El profesor Javier Pérez Royo tiene probablemente razón al señalar,
en una importante entrevista en el diario Público (1), que nuestra amada Constitución de
1978 es irreformable, que se ha convertido en un artefacto inútil para la
convivencia, y que lo mejor sería proceder a su voladura controlada, antes de
que haga implosión, con las angustiosas secuelas de desgobierno y de
confrontación que ya estamos experimentando los catalanes.
Voladura controlada
quiere decir, no la reforma imposible que apuntan algunos, sino la apertura de
un nuevo proceso constituyente.
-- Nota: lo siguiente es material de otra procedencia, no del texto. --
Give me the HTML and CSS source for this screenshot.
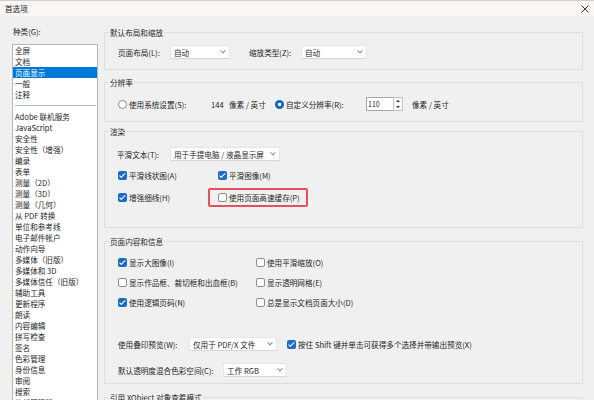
FILE: index.html
```html
<!DOCTYPE html>
<html lang="zh-CN">
<head>
<meta charset="utf-8">
<title>首选项</title>
<link rel="stylesheet" href="styles.css">
</head>
<body>
<div class="window">
  <header class="titlebar">
    <span class="title">首选项</span>
    <span class="close">
      <svg width="8" height="8" viewBox="0 0 8 8"><path d="M0.5 0.5L7.5 7.5M7.5 0.5L0.5 7.5" stroke="#333" stroke-width="1" fill="none"/></svg>
    </span>
  </header>
  <div class="content">
    <aside class="categories">
      <div class="cat-label">种类(G):</div>
      <ul class="cat-list">
        <li>全屏</li>
        <li>文档</li>
        <li class="selected">页面显示</li>
        <li>一般</li>
        <li>注释</li>
        <li class="sep"></li>
        <li>Adobe 联机服务</li>
        <li>JavaScript</li>
        <li>安全性</li>
        <li>安全性（增强）</li>
        <li>编录</li>
        <li>表单</li>
        <li>测量（2D）</li>
        <li>测量（3D）</li>
        <li>测量（几何）</li>
        <li>从 PDF 转换</li>
        <li>单位和参考线</li>
        <li>电子邮件帐户</li>
        <li>动作向导</li>
        <li>多媒体（旧版）</li>
        <li>多媒体和 3D</li>
        <li>多媒体信任（旧版）</li>
        <li>辅助工具</li>
        <li>更新程序</li>
        <li>朗读</li>
        <li>内容编辑</li>
        <li>拼写检查</li>
        <li>签名</li>
        <li>色彩管理</li>
        <li>身份信息</li>
        <li>审阅</li>
        <li>搜索</li>
        <li>信任管理器</li>
      </ul>
    </aside>

    <main class="panel">
      <fieldset class="group g-layout">
        <legend>默认布局和缩放</legend>
        <div class="row">
          <span class="lbl w-layout">页面布局(L):</span>
          <span class="select w-60"><span class="sel-text">自动</span><span class="chev"></span></span>
          <span class="lbl w-zoom">缩放类型(Z):</span>
          <span class="select w-66"><span class="sel-text">自动</span><span class="chev"></span></span>
        </div>
      </fieldset>

      <fieldset class="group g-res">
        <legend>分辨率</legend>
        <div class="row">
          <span class="opt w-sys"><span class="radio"></span>使用系统设置(S):</span>
          <span class="dpi">144</span>
          <span class="unit u-sys">像素 / 英寸</span>
          <span class="opt w-custom"><span class="radio on"></span>自定义分辨率(R):</span>
          <span class="spin">
            <span class="num">110</span>
            <span class="spin-btns"><span class="up"></span><span class="down"></span></span>
          </span>
          <span class="unit u-custom">像素 / 英寸</span>
        </div>
      </fieldset>

      <fieldset class="group g-render">
        <legend>渲染</legend>
        <div class="row">
          <span class="lbl w-smooth">平滑文本(T):</span>
          <span class="select w-110"><span class="sel-text">用于手提电脑 / 液晶显示屏</span><span class="chev"></span></span>
        </div>
        <div class="checks cols-render">
          <span class="opt"><span class="cb on"></span>平滑线状图(A)</span>
          <span class="opt"><span class="cb on"></span>平滑图像(M)</span>
          <span class="opt"><span class="cb on"></span>增强细线(H)</span>
          <span class="opt marked"><span class="cb"></span>使用页面高速缓存(P)</span>
        </div>
      </fieldset>

      <fieldset class="group g-content">
        <legend>页面内容和信息</legend>
        <div class="checks cols-content">
          <span class="opt"><span class="cb on"></span>显示大图像(I)</span>
          <span class="opt"><span class="cb"></span>使用平滑缩放(O)</span>
          <span class="opt"><span class="cb"></span>显示作品框、裁切框和出血框(B)</span>
          <span class="opt"><span class="cb"></span>显示透明网格(E)</span>
          <span class="opt"><span class="cb on"></span>使用逻辑页码(N)</span>
          <span class="opt"><span class="cb"></span>总是显示文档页面大小(D)</span>
        </div>
        <div class="row row-overprint">
          <span class="lbl w-overprint">使用叠印预览(W):</span>
          <span class="select w-88"><span class="sel-text">仅用于 PDF/X 文件</span><span class="chev"></span></span>
          <span class="opt shift-opt"><span class="cb on"></span>按住 Shift 键并单击可获得多个选择并带输出预览(X)</span>
        </div>
        <div class="row row-blend">
          <span class="lbl w-blend">默认透明度混合色彩空间(C):</span>
          <span class="select w-64"><span class="sel-text">工作 RGB</span><span class="chev"></span></span>
        </div>
      </fieldset>

      <fieldset class="group g-xobject">
        <legend>引用 XObject 对象查看模式</legend>
        <div class="row"></div>
      </fieldset>
    </main>
  </div>
</div>
</body>
</html>
```

FILE: styles.css
```css
* { box-sizing: border-box; }

html, body {
  margin: 0;
  padding: 0;
}

body {
  background: #f0f0f0;
  font-family: "Noto Sans CJK SC", "Noto Sans", sans-serif;
  font-size: 7.6px;
  line-height: 11px;
  color: #1e1e1e;
}

.window {
  width: 594px;
  height: 400px;
  overflow: hidden;
  display: flex;
  flex-direction: column;
}

/* Title bar */
.titlebar {
  height: 16px;
  flex: none;
  display: flex;
  align-items: center;
  justify-content: space-between;
  padding: 0 5px 0 5px;
  background: #fbf6f4;
  border-top: 1px solid #cfcfcf;
}

.title { color: #222; }

.close {
  display: flex;
  width: 8px;
  height: 8px;
}

.content {
  flex: 1;
  display: flex;
  min-height: 0;
}

/* Category list */
.categories {
  width: 104px;
  flex: none;
  padding-left: 12px;
}

.cat-label {
  margin-top: 10px;
  margin-left: 1px;
  height: 11px;
}

.cat-list {
  list-style: none;
  margin: 7px 0 0 0;
  padding: 0;
  width: 86px;
  height: 400px;
  background: #fff;
  border: 1px solid #b7b7b7;
}

.cat-list li {
  height: 11px;
  padding-left: 2px;
  white-space: nowrap;
}

.cat-list li.selected {
  background: #0078d7;
  color: #fff;
}

.cat-list li.sep {
  padding: 5px 1px 0 2px;
}

.cat-list li.sep::before {
  content: "";
  display: block;
  height: 1px;
  background: #a9bccd;
}

/* Settings panel */
.panel {
  flex: 1;
  padding: 10.5px 11px 0 0;
}

.group {
  margin: 0;
  padding: 0 0 0 4px;
  min-width: 0;
  border: 1px solid #dddddd;
}

.group legend {
  padding: 0 1px;
  line-height: 11px;
  color: #2a2a2a;
}

.row {
  display: flex;
  align-items: center;
  height: 14px;
  padding-left: 9px;
  white-space: nowrap;
}

.g-layout { padding-top: 7.5px; padding-bottom: 10px; margin-bottom: 6.5px; }
.g-res { padding-top: 9.5px; padding-bottom: 10px; margin-bottom: 3.5px; }
.g-render { padding-top: 10.5px; padding-bottom: 23px; margin-bottom: 7.5px; }
.g-content { padding-top: 8.5px; padding-bottom: 6px; margin-bottom: 7.5px; }
.g-xobject { padding-top: 8px; }

.lbl { flex: none; }
.w-layout { width: 52px; }
.w-zoom { width: 52px; margin-left: 19px; }
.w-smooth { width: 53px; margin-left: -1px; }
.w-overprint { width: 71px; }
.w-blend { width: 105px; }

/* Drop-down boxes */
.select {
  flex: none;
  height: 14px;
  display: flex;
  align-items: center;
  justify-content: space-between;
  padding: 0 4px 0 3px;
  background: #fff;
  border: 1px solid #e6e6e6;
  border-bottom-color: #d6d6d6;
}

.w-60 { width: 60px; }
.w-66 { width: 66px; }
.w-110 { width: 110px; }
.w-88 { width: 88px; }
.w-64 { width: 64px; }

.chev {
  width: 4px;
  height: 4px;
  border-right: 1px solid #8a8a8a;
  border-bottom: 1px solid #8a8a8a;
  transform: rotate(45deg) translate(-1px, -1px);
}

/* Radio buttons and check boxes */
.opt {
  display: inline-flex;
  align-items: center;
  white-space: nowrap;
}

.radio {
  width: 9px;
  height: 9px;
  margin-right: 2px;
  border-radius: 50%;
  border: 1px solid #8b8b8b;
  background: #fff;
  flex: none;
}

.radio.on {
  border: none;
  background: radial-gradient(circle, #fff 0 1.6px, #1467c4 2px);
}

.cb {
  position: relative;
  width: 9px;
  height: 9px;
  margin-right: 2px;
  border-radius: 2px;
  border: 1px solid #8e8e8e;
  background: #fff;
  flex: none;
}

.cb.on {
  border: none;
  background: #1c6cc6;
}

.cb.on::after {
  content: "";
  position: absolute;
  left: 3.2px;
  top: 1.2px;
  width: 2.2px;
  height: 4.6px;
  border: solid #fff;
  border-width: 0 1.2px 1.2px 0;
  transform: rotate(45deg);
}

/* Resolution row */
.w-sys { width: 93px; }
.dpi { width: 18px; }
.u-sys { width: 46px; }
.w-custom { width: 91px; }
.u-custom { margin-left: 9px; }

.spin {
  display: flex;
  height: 14px;
}

.num {
  width: 27px;
  height: 14px;
  padding-left: 1px;
  background: #fff;
  border: 1px solid #a6a6a6;
  border-right: none;
  font-size: 7px;
  line-height: 12px;
}

.spin-btns {
  width: 10px;
  display: flex;
  flex-direction: column;
  background: #f9f9f9;
  border: 1px solid #c4c4c4;
}

.spin-btns span {
  flex: 1;
  display: flex;
  align-items: center;
  justify-content: center;
}

.spin-btns .up::before {
  content: "";
  border-left: 2px solid transparent;
  border-right: 2px solid transparent;
  border-bottom: 2.5px solid #333;
}

.spin-btns .down::before {
  content: "";
  border-left: 2px solid transparent;
  border-right: 2px solid transparent;
  border-top: 2.5px solid #333;
}

/* Check box grids */
.checks {
  display: grid;
  padding-left: 9px;
  align-items: center;
  justify-items: start;
}

.cols-render {
  grid-template-columns: 100px auto;
  grid-auto-rows: 14px;
  row-gap: 7.5px;
  margin-top: 7.5px;
}

.cols-content {
  grid-template-columns: 138px auto;
  grid-auto-rows: 14px;
  row-gap: 6px;
}

/* Red call-out frame around one option */
.marked {
  position: relative;
}

.marked::after {
  content: "";
  position: absolute;
  left: -10px;
  right: -8px;
  top: -4px;
  bottom: -4px;
  border: 2px solid #e4505b;
  border-radius: 2px;
}

.row-overprint { margin-top: 28px; }
.row-blend { margin-top: 12px; }

.shift-opt { margin-left: 10px; }
```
Algo que asusta a muchos, y más que a nadie al
partido apostólico que nos gobierna con diligente tutela. El statu quo tiene
toda la fuerza maldita de la inercia, y quien saca de él réditos pingües es
lógico que pretenda prolongarlo al menos mil años más.
Pero es lo que hay.
Dado que he empezado este post diciendo barbaridades inconcebibles, no tengo
empacho en seguir por el mismo camino. Ayer hablé de que el choque de trenes
entre Catalunya y el Estado se ha producido ya. No me refería al 27S, ni al 9N,
ni a la citación de Mas a declarar. El choque de trenes se produjo en 2010, con
la sentencia del Tribunal Constitucional que derogaba parcialmente el Estatut
votado en Cortes, refrendado por el voto mayoritario de los catalanes y
recurrido con el apoyo de numerosas firmas por el Partido Popular. Ahí se
quebró la convivencia entre españoles; la Constitución, forzada por una manipulación
de carácter partidista y torticero, entró en vía muerta; el poder judicial se
apeó de su condición de garante del respeto a los procedimientos establecidos, y
se abrió para todos (no solo para los catalanes) la caja de los truenos.
Convendría que
todos repasáramos “El espíritu de las leyes”, del señor barón de Montesquieu. Que tomáramos nota de que la ley no baja
de arriba como un Deus ex machina
dispuesto por los inmortales para remediar los desórdenes de los humanos, ni
debe ser acatada en el silencio sobrecogido y en el temor. La ley es un invento
humano, no divino; laico, no sagrado; perecedero, no eterno. La ley suprema no
es el alma de la nación, y la propia alma de la nación es algo siempre mudable,
efímero, discutible. Discutible sobre todo, en el sentido de que en todo
momento debe poderse discutir su sustancia entre todos/as los ciudadanos/as implicados.
Responde a mayorías circunstanciales, a propósitos bienintencionados pero casi
siempre cortoplacistas, a proyectos de futuro que el tiempo se encargará de
confirmar o de arrumbar. El alma de la nación actual tiene una fecha de
caducidad no escrita, como todo lo que transita por este bajo mundo. Aferrarse
a ella, a la letra muerta de la ley periclitada, significa abocarse sin remedio
al desmentido de la realidad.
En esta situación
estamos. Algunos piensan aún que se trata de un problema solo de los catalanes,
pero si fuera así, seríamos los catalanes en exclusiva los destinados a arreglarlo.
Convengamos en que no es así. Convengamos también en que la solución no puede
llegar de una mayor rigidez que nos obligue a los catalanes a pasar por el aro.
Se insiste demasiado en que no debe haber ningún privilegio para los catalanes,
pero no se está pidiendo un parche en el sistema actual para favorecer a un
grupo, sino un concepto diferente de partida. Lo tristemente cierto es que todo
nuestro sistema está trufado de privilegios, de derechos restringidos, de
desigualdades mayores y menores, de abusos minúsculos e inmensos. Este sistema bipartidista,
diseñado en los meandros de una transición complicada y ensangrentada desde el
fascismo hacia la democracia, ya no sirve a la ciudadanía. Solo (disculpen que
mencione la bicha), solo a la “casta”. Refundémoslo, en paz y libertad, en
beneficio de los catalanes y de los que no lo son. De todos.